Why Marketing Is Less About Reach—and More About Relevance—Now

Let me ask you something simple:

Are people seeing your marketing—but still asking you what you do?

If so, reach isn’t your problem.

Relevance is.

For a long time, marketing rewarded volume. Bigger audiences. More followers. More impressions. More eyeballs. And somewhere along the way, small business owners were taught that being seen was the same thing as being understood.

It isn’t.

Reach used to feel like safety

Reach felt measurable.
Comfortable.
Reassuring.

If enough people saw your content, surely some of them would turn into clients… right?

But here’s what a lot of business owners are experiencing now:

  • decent visibility

  • consistent posting

  • engagement that looks fine on paper

And still… stalled growth.

That’s not a failure of effort.
It’s a shift in reality.

What changed

Everything got louder.

More platforms.
More content.
More automation.
More AI-generated “helpful” messaging.

Being visible is no longer rare.
Being remembered is.

People are overwhelmed. They scroll past things that don’t immediately feel relevant. They tune out brands that talk at them instead of to them.

Reach without relevance disappears on contact.

Relevance is what makes people lean in

Relevance isn’t clever targeting or inserting someone’s name into an email.

Relevance sounds like:

  • “She gets it.”

  • “That’s exactly what I’m dealing with.”

  • “This feels like it’s for me.”

Relevance comes from:

  • understanding real problems

  • speaking clearly instead of broadly

  • having a point of view

  • showing up consistently

  • sounding like a human, not a brand trying to appeal to everyone

When marketing is relevant, people don’t just see it—they recognize themselves in it.

Why small businesses should stop chasing big numbers

Here’s the part that matters most to me:

Small businesses don’t grow the same way big brands do—and they shouldn’t try to.

You don’t need millions of impressions.
You need the right people to know you, trust you, and remember you.

Most small business owners get their best clients from:

  • referrals

  • relationships

  • conversations

  • communities

  • networking

So why is so much of their marketing focused on strangers?

If your best business comes from people who already trust you, relevance should be the goal—not reach.

Networking proves this every day

Think about it.

When someone refers you, they’re not responding to your reach.
They’re responding to their relationship with you.

They know:

  • how you show up

  • how you treat people

  • what you stand for

  • what it’s like to work with you

That’s relevance in action.

Marketing that supports relationships—rather than trying to replace them—works better because it aligns with how business actually happens.

When reach becomes a distraction

Chasing reach often leads to:

  • watered-down messaging

  • generic content

  • trying to please everyone

  • sounding like everyone else

And when that happens, people may see you—but they don’t feel connected to you.

That’s when marketing becomes exhausting.

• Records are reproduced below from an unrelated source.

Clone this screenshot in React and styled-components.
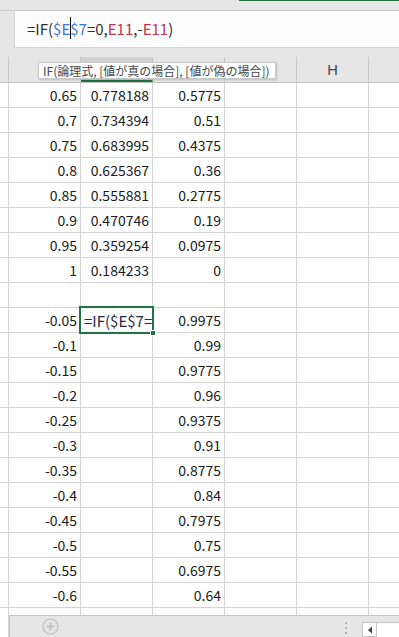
import styled, { createGlobalStyle } from 'styled-components'

const GlobalStyle = createGlobalStyle`
  html, body {
    margin: 0;
    padding: 0;
    background: #ffffff;
  }
  * {
    box-sizing: border-box;
  }
`

const rows = [
  ['0.65', '0.778188', '0.5775'],
  ['0.7', '0.734394', '0.51'],
  ['0.75', '0.683995', '0.4375'],
  ['0.8', '0.625367', '0.36'],
  ['0.85', '0.555881', '0.2775'],
  ['0.9', '0.470746', '0.19'],
  ['0.95', '0.359254', '0.0975'],
  ['1', '0.184233', '0'],
  ['', '', ''],
  ['-0.05', null, '0.9975'],
  ['-0.1', '', '0.99'],
  ['-0.15', '', '0.9775'],
  ['-0.2', '', '0.96'],
  ['-0.25', '', '0.9375'],
  ['-0.3', '', '0.91'],
  ['-0.35', '', '0.8775'],
  ['-0.4', '', '0.84'],
  ['-0.45', '', '0.7975'],
  ['-0.5', '', '0.75'],
  ['-0.55', '', '0.6975'],
  ['-0.6', '', '0.64'],
  ['-0.65', '', '0.5775']
]

// labels for D..G sit under the function tooltip, I is past the window edge
const columns = [
  { key: 'row', label: '' },
  { key: 'D', label: '' },
  { key: 'E', label: '', active: true },
  { key: 'F', label: '' },
  { key: 'G', label: '' },
  { key: 'H', label: 'H' },
  { key: 'I', label: '' }
]

export default function App() {
  return (
    <Page>
      <GlobalStyle />
      <TopStrip>
        <GreenEdge />
      </TopStrip>
      <FormulaRow>
        <Gutter />
        <FormulaBox>
          <Token>=IF(</Token>
          <Token $color="#3f73d0">$E</Token>
          <Caret />
          <Token $color="#3f73d0">$7</Token>
          <Token>=0,</Token>
          <Token $color="#c4314b">E11</Token>
          <Token>,-</Token>
          <Token $color="#c4314b">E11</Token>
          <Token>)</Token>
        </FormulaBox>
      </FormulaRow>
      <Spacer />
      <Sheet>
        <HeaderRow>
          {columns.map((c) => (
            <HeaderCell key={c.key} $active={c.active}>{c.label}</HeaderCell>
          ))}
          <Tooltip>IF(論理式, [値が真の場合], [値が偽の場合])</Tooltip>
        </HeaderRow>
        {rows.map((r, i) => (
          <Row key={i}>
            <Cell />
            <Cell>{r[0]}</Cell>
            {r[1] === null ? (
              <ActiveCell>
                <EditText>=IF($E$7=</EditText>
                <FillHandle />
              </ActiveCell>
            ) : (
              <Cell>{r[1]}</Cell>
            )}
            <Cell>{r[2]}</Cell>
            <Cell />
            <Cell />
            <Cell />
          </Row>
        ))}
      </Sheet>
      <BottomRow>
        <BottomGutter />
        <TabBar>
          <AddSheet>
            <svg width="17" height="17" viewBox="0 0 17 17">
              <circle cx="8.5" cy="8.5" r="7.5" fill="none" stroke="#bdbdbd" strokeWidth="1.2" />
              <path d="M8.5 4.5v8M4.5 8.5h8" stroke="#bdbdbd" strokeWidth="1.6" />
            </svg>
          </AddSheet>
          <Grip>
            <Dot />
            <Dot />
            <Dot />
          </Grip>
          <ScrollButton>
            <svg width="6" height="8" viewBox="0 0 6 8">
              <path d="M5 0.5v7L1 4z" fill="#444" />
            </svg>
          </ScrollButton>
          <Track />
        </TabBar>
      </BottomRow>
    </Page>
  )
}

const Page = styled.div`
  display: flex;
  flex-direction: column;
  width: 399px;
  height: 637px;
  overflow: hidden;
  background: #ffffff;
  font-family: "Noto Sans CJK JP", "Noto Sans", sans-serif;
`

const TopStrip = styled.div`
  display: flex;
  justify-content: flex-end;
  height: 11px;
  background: #e6e6e6;
  border-bottom: 1px solid #c8c8c8;
`

const GreenEdge = styled.div`
  width: 160px;
  height: 1px;
  background: #217346;
`

const FormulaRow = styled.div`
  display: flex;
  height: 37px;
`

const Gutter = styled.div`
  width: 14px;
  background: #e6e6e6;
`

const FormulaBox = styled.div`
  display: flex;
  align-items: center;
  flex: 1;
  padding-left: 12px;
  padding-bottom: 2px;
  background: #fdfdfd;
  border-left: 1px solid #d4d4d4;
  border-bottom: 1px solid #d4d4d4;
  font-size: 15px;
  color: #333333;
`

const Token = styled.span`
  color: ${({ $color }) => $color || '#333333'};
  white-space: pre;
`

const Caret = styled.span`
  display: inline-block;
  width: 1px;
  height: 22px;
  margin: 0 -0.5px;
  background: #000000;
`

const Spacer = styled.div`
  height: 9px;
  background: #e6e6e6;
`

const Sheet = styled.div`
  flex: 1;
  overflow: hidden;
`

const gridCols = '9px repeat(6, 72px)'

const HeaderRow = styled.div`
  position: relative;
  display: grid;
  grid-template-columns: ${gridCols};
  height: 26px;
  background: #e6e6e6;
  border-bottom: 1px solid #bfbfbf;
`

const HeaderCell = styled.div`
  display: flex;
  align-items: center;
  justify-content: center;
  border-right: 1px solid #c6c6c6;
  border-bottom: 2px solid ${({ $active }) => ($active ? '#217346' : 'transparent')};
  background: ${({ $active }) => ($active ? '#d2d2d2' : 'transparent')};
  font-family: "Noto Sans", sans-serif;
  font-size: 15px;
  color: #444444;
`

const Tooltip = styled.div`
  position: absolute;
  left: 38px;
  top: 5px;
  height: 17px;
  padding: 0 5px 0 4px;
  display: flex;
  align-items: center;
  background: #ffffff;
  border: 1px solid #c8c8c8;
  box-shadow: 1px 1px 2px rgba(0, 0, 0, 0.18);
  font-size: 12px;
  color: #444444;
  white-space: nowrap;
`

const Row = styled.div`
  display: grid;
  grid-template-columns: ${gridCols};
  height: 25px;
`

const Cell = styled.div`
  display: flex;
  align-items: center;
  justify-content: flex-end;
  padding-right: 3px;
  border-right: 1px solid #d4d4d4;
  border-bottom: 1px solid #d4d4d4;
  font-size: 14px;
  color: #1a1a1a;
  overflow: hidden;
  white-space: nowrap;
`

const ActiveCell = styled.div`
  position: relative;
  display: flex;
  align-items: center;
  padding-left: 3px;
  border-right: 1px solid #d4d4d4;
  border-bottom: 1px solid #d4d4d4;
  font-size: 15px;
  color: #1f2a44;

  &::after {
    content: '';
    position: absolute;
    left: -2px;
    top: -2px;
    right: -2px;
    bottom: -2px;
    border: 2px solid #217346;
  }
`

const EditText = styled.span`
  overflow: hidden;
  white-space: nowrap;
`

const FillHandle = styled.div`
  position: absolute;
  right: -4px;
  bottom: -4px;
  width: 6px;
  height: 6px;
  background: #217346;
  border: 1px solid #ffffff;
  z-index: 1;
`

const BottomRow = styled.div`
  display: flex;
  height: 22px;
`

const BottomGutter = styled.div`
  width: 9px;
  border-right: 1px solid #d4d4d4;
`

const TabBar = styled.div`
  display: flex;
  align-items: flex-end;
  flex: 1;
  background: #e6e6e6;
  border-top: 1px solid #c6c6c6;
  border-left: 1px solid #c6c6c6;
`

const AddSheet = styled.div`
  display: flex;
  align-items: center;
  height: 21px;
  margin-left: 32px;
`

const Grip = styled.div`
  display: flex;
  flex-direction: column;
  gap: 3px;
  margin-left: auto;
  margin-right: 15px;
  padding-bottom: 3px;
`

const Dot = styled.div`
  width: 2px;
  height: 2px;
  background: #b0b0b0;
`

const ScrollButton = styled.div`
  display: flex;
  align-items: center;
  justify-content: center;
  width: 15px;
  height: 15px;
  background: #ffffff;
  border: 1px solid #c6c6c6;
`

const Track = styled.div`
  width: 22px;
  height: 15px;
  background: #ffffff;
  border-top: 1px solid #c6c6c6;
`
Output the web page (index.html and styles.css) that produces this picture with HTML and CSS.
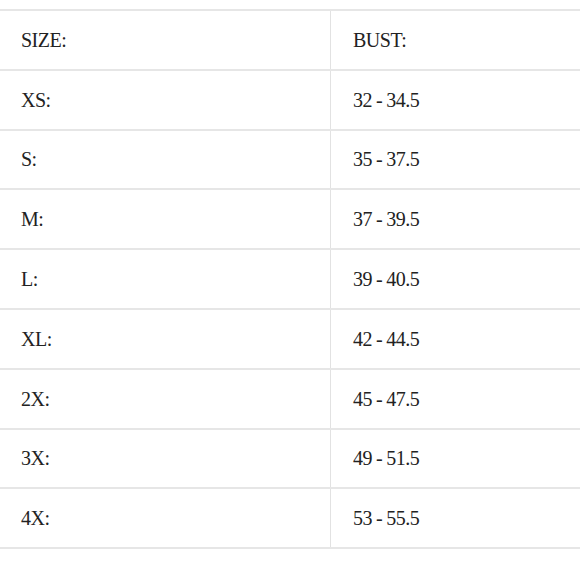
FILE: index.html
```html
<!DOCTYPE html>
<html>
<head>
<meta charset="utf-8">
<link rel="stylesheet" href="styles.css">
</head>
<body>
<div class="chart">
  <div class="row"><div class="cell size">SIZE:</div><div class="cell bust">BUST:</div></div>
  <div class="row"><div class="cell size">XS:</div><div class="cell bust">32 - 34.5</div></div>
  <div class="row"><div class="cell size">S:</div><div class="cell bust">35 - 37.5</div></div>
  <div class="row"><div class="cell size">M:</div><div class="cell bust">37 - 39.5</div></div>
  <div class="row"><div class="cell size">L:</div><div class="cell bust">39 - 40.5</div></div>
  <div class="row"><div class="cell size">XL:</div><div class="cell bust">42 - 44.5</div></div>
  <div class="row"><div class="cell size">2X:</div><div class="cell bust">45 - 47.5</div></div>
  <div class="row"><div class="cell size">3X:</div><div class="cell bust">49 - 51.5</div></div>
  <div class="row"><div class="cell size">4X:</div><div class="cell bust">53 - 55.5</div></div>
</div>
</body>
</html>
```
FILE: styles.css
```css
html, body {
  margin: 0;
  padding: 0;
  background: #ffffff;
}
body {
  padding-top: 9px;
  font-family: "Liberation Serif", "Times New Roman", serif;
  font-size: 20px;
  letter-spacing: -0.5px;
  word-spacing: -0.5px;
  color: #222222;
}
.chart {
  border-top: 2px solid #e6e6e6;
}
.row {
  display: grid;
  grid-template-columns: 330px 1fr;
  height: 57.8px;
  border-bottom: 2px solid #e6e6e6;
}
.cell {
  display: flex;
  align-items: center;
  padding-left: 21px;
  padding-top: 1px;
}
.bust {
  border-left: 1px solid #e2e2e2;
  padding-left: 22px;
}
```
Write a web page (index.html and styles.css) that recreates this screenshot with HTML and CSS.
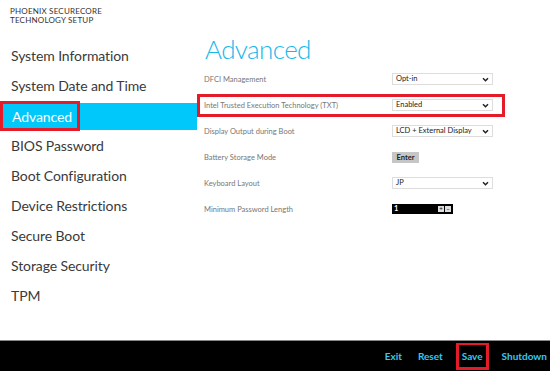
FILE: index.html
```html
<!DOCTYPE html>
<html lang="en">
<head>
    <meta charset="UTF-8">
    <meta name="viewport" content="width=device-width, initial-scale=1.0">
    <title>Phoenix SecureCore Technology Setup</title>
    <link rel="stylesheet" href="styles.css">
</head>
<body>
    <div id="screen">
        <div id="main">
            <div id="sidebar">
                <div class="brand">
                    <div>PHOENIX SECURECORE</div>
                    <div>TECHNOLOGY SETUP</div>
                </div>
                <ul class="nav">
                    <li>System Information</li>
                    <li>System Date and Time</li>
                    <li class="active"><span class="marked">Advanced</span></li>
                    <li>BIOS Password</li>
                    <li>Boot Configuration</li>
                    <li>Device Restrictions</li>
                    <li>Secure Boot</li>
                    <li>Storage Security</li>
                    <li>TPM</li>
                </ul>
            </div>
            <div id="content">
                <h1>Advanced</h1>
                <div class="row">
                    <span class="label">DFCI Management</span>
                    <div class="select">Opt-in<svg viewBox="0 0 8 6"><path d="M1 1.5 L4 4.5 L7 1.5" /></svg></div>
                </div>
                <div class="row marked-row">
                    <span class="label">Intel Trusted Execution Technology (TXT)</span>
                    <div class="select">Enabled<svg viewBox="0 0 8 6"><path d="M1 1.5 L4 4.5 L7 1.5" /></svg></div>
                </div>
                <div class="row">
                    <span class="label">Display Output during Boot</span>
                    <div class="select">LCD + External Display<svg viewBox="0 0 8 6"><path d="M1 1.5 L4 4.5 L7 1.5" /></svg></div>
                </div>
                <div class="row">
                    <span class="label">Battery Storage Mode</span>
                    <div class="button">Enter</div>
                </div>
                <div class="row">
                    <span class="label">Keyboard Layout</span>
                    <div class="select">JP<svg viewBox="0 0 8 6"><path d="M1 1.5 L4 4.5 L7 1.5" /></svg></div>
                </div>
                <div class="row">
                    <span class="label">Minimum Password Length</span>
                    <div class="spinner">
                        <span class="value">1</span>
                        <span class="step">+</span>
                        <span class="step">&minus;</span>
                    </div>
                </div>
            </div>
        </div>
        <div id="footer">
            <span class="action">Exit</span>
            <span class="action">Reset</span>
            <span class="action marked-action">Save</span>
            <span class="action last">Shutdown</span>
        </div>
    </div>
</body>
</html>
```

FILE: styles.css
```css
body {
    margin: 0;
    padding: 0;
    background: #fff;
    font-family: Lato, "Open Sans", sans-serif;
    overflow: hidden;
}
#screen {
    width: 550px;
    height: 371px;
    display: flex;
    flex-direction: column;
}
#main {
    flex: 1;
    display: grid;
    grid-template-columns: 197px 1fr;
}
.brand {
    padding: 7px 0 0 10px;
    font-size: 8px;
    line-height: 8.5px;
    letter-spacing: 0.2px;
    color: #333;
    height: 25px;
}
.nav {
    list-style: none;
    margin: 9px 0 0 0;
    padding: 0;
}
.nav li {
    height: 30px;
    line-height: 30px;
    padding-left: 11px;
    font-size: 14px;
    letter-spacing: -0.1px;
    color: #3a3a3a;
}
.nav li.active {
    padding-left: 0;
    background: #00c8fa;
    background-clip: content-box;
    padding-top: 2px;
    padding-bottom: 1px;
    height: 27px;
    line-height: 27px;
    position: relative;
}
.marked {
    position: absolute;
    left: 0;
    top: 0;
    width: 80px;
    height: 30px;
    box-sizing: border-box;
    border: 3px solid #e41c2a;
    padding-left: 9px;
    line-height: 25px;
    color: #fff;
}
#content h1 {
    margin: 0;
    padding: 33px 0 0 8px;
    height: 33px;
    font-size: 26px;
    font-weight: 300;
    letter-spacing: -0.6px;
    line-height: 33px;
    color: #19b8ea;
}
.row {
    width: 308px;
    height: 26px;
    display: flex;
    align-items: center;
    padding-left: 7px;
    box-sizing: border-box;
    position: relative;
}
.label {
    width: 188px;
    font-size: 7.5px;
    color: #777;
}
.marked-row::after {
    content: "";
    position: absolute;
    left: 0;
    right: 0;
    top: 2px;
    bottom: 1px;
    border: 3px solid #e41c2a;
}
.select {
    width: 101px;
    height: 12px;
    box-sizing: border-box;
    border: 1px solid #ddd;
    font-size: 7.5px;
    line-height: 10px;
    padding-left: 3px;
    color: #222;
    display: flex;
    justify-content: space-between;
    align-items: center;
}
.select svg {
    width: 7px;
    height: 5px;
    margin-right: 3px;
    fill: none;
    stroke: #222;
    stroke-width: 1.8;
}
.button {
    width: 27px;
    height: 11px;
    background: #c6c6c6;
    font-size: 7.5px;
    font-weight: 700;
    line-height: 11px;
    text-align: center;
    color: #222;
}
.spinner {
    width: 61px;
    height: 10px;
    background: #000;
    display: flex;
    align-items: center;
    padding: 0 2px;
    box-sizing: border-box;
    gap: 1px;
}
.spinner .value {
    flex: 1;
    color: #fff;
    font-size: 7.5px;
    font-weight: 700;
    line-height: 10px;
}
.spinner .step {
    width: 6px;
    height: 6px;
    background: #ddd;
    color: #000;
    font-size: 6px;
    line-height: 6px;
    text-align: center;
}
#footer {
    height: 30px;
    border-top: 1px solid #888;
    background: #000;
    display: flex;
    justify-content: flex-end;
    align-items: center;
}
.action {
    color: #35c8f0;
    font-size: 10px;
    font-weight: 700;
    padding: 0 8px;
    line-height: 27px;
}
.action.last {
    padding-right: 3px;
}
.marked-action {
    border: 3px solid #e41c2a;
    border-top-width: 2px;
    padding: 0 3px;
    margin: 0 5px;
    line-height: 22px;
}
```
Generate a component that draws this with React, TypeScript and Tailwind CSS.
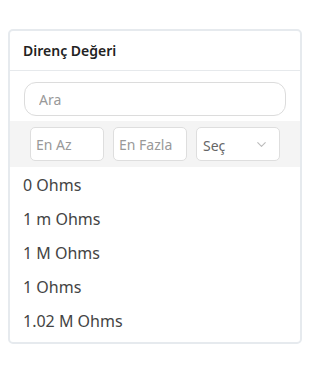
import { ChevronDown } from 'lucide-react';

const values = ['0 Ohms', '1 m Ohms', '1 M Ohms', '1 Ohms', '1.02 M Ohms'];

export default function App() {
  return (
    <div className="min-h-screen bg-white pt-[29px] pl-2 font-['Noto_Sans',sans-serif]">
      <div className="w-[294px] rounded-[5px] border-2 border-[#e6eaee] bg-white">
        {/* Header */}
        <div className="flex h-[40px] items-center border-b border-[#e6e9ec] px-[13px]">
          <span className="text-[14px] font-semibold text-[#222]">Direnç Değeri</span>
        </div>

        {/* Search */}
        <div className="px-[14px] pt-[11px] pb-[5px]">
          <input
            placeholder="Ara"
            className="h-[34px] w-full rounded-[12px] border border-[#dcdcdc] px-[14px] text-[14px] text-[#555] outline-none placeholder:text-[#999]"
          />
        </div>

        {/* Range filters */}
        <div className="flex gap-[9px] bg-[#f4f4f4] px-[20px] py-[6px]">
          <input
            placeholder="En Az"
            className="h-[34px] w-[74px] rounded-[5px] border border-[#dedede] bg-white px-[5px] text-[14px] outline-none placeholder:text-[#999]"
          />
          <input
            placeholder="En Fazla"
            className="h-[34px] w-[74px] rounded-[5px] border border-[#dedede] bg-white px-[5px] text-[14px] outline-none placeholder:text-[#999]"
          />
          <div className="flex h-[34px] w-[85px] items-center justify-between rounded-[5px] border border-[#dedede] bg-white pl-[6px] pr-[10px]">
            <span className="pt-[2px] text-[14px] text-[#666]">Seç</span>
            <ChevronDown className="h-[15px] w-[15px] text-[#bbb]" strokeWidth={1.75} />
          </div>
        </div>

        {/* Values */}
        <ul className="pt-[1px] pb-[4px]">
          {values.map((v) => (
            <li key={v} className="flex h-[34px] items-center px-[13px] text-[16px] text-[#444]">
              {v}
            </li>
          ))}
        </ul>
      </div>
    </div>
  );
}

You’re doing more, posting more, showing up more… and still not seeing the results you expected.

What to focus on instead

If you want marketing that works now, shift your focus:

  • From more people → to the right people

  • From being visible → to being recognizable

  • From volume → to clarity

  • From reach → to relevance

Ask yourself:

  • Do people know who I am?

  • Do they understand what I do?

  • Do they know who I help?

  • Do they trust me?

If the answer to those questions is yes, reach will take care of itself.

The part that won’t change

Platforms will change.
Algorithms will change.
Tools will change.

But people will always choose businesses they trust.

Marketing is becoming more human—not more mechanical. And relevance is how you earn that trust, one interaction at a time.

Reach might get attention.
Relevance builds relationships.

And relationships are what actually grow a business.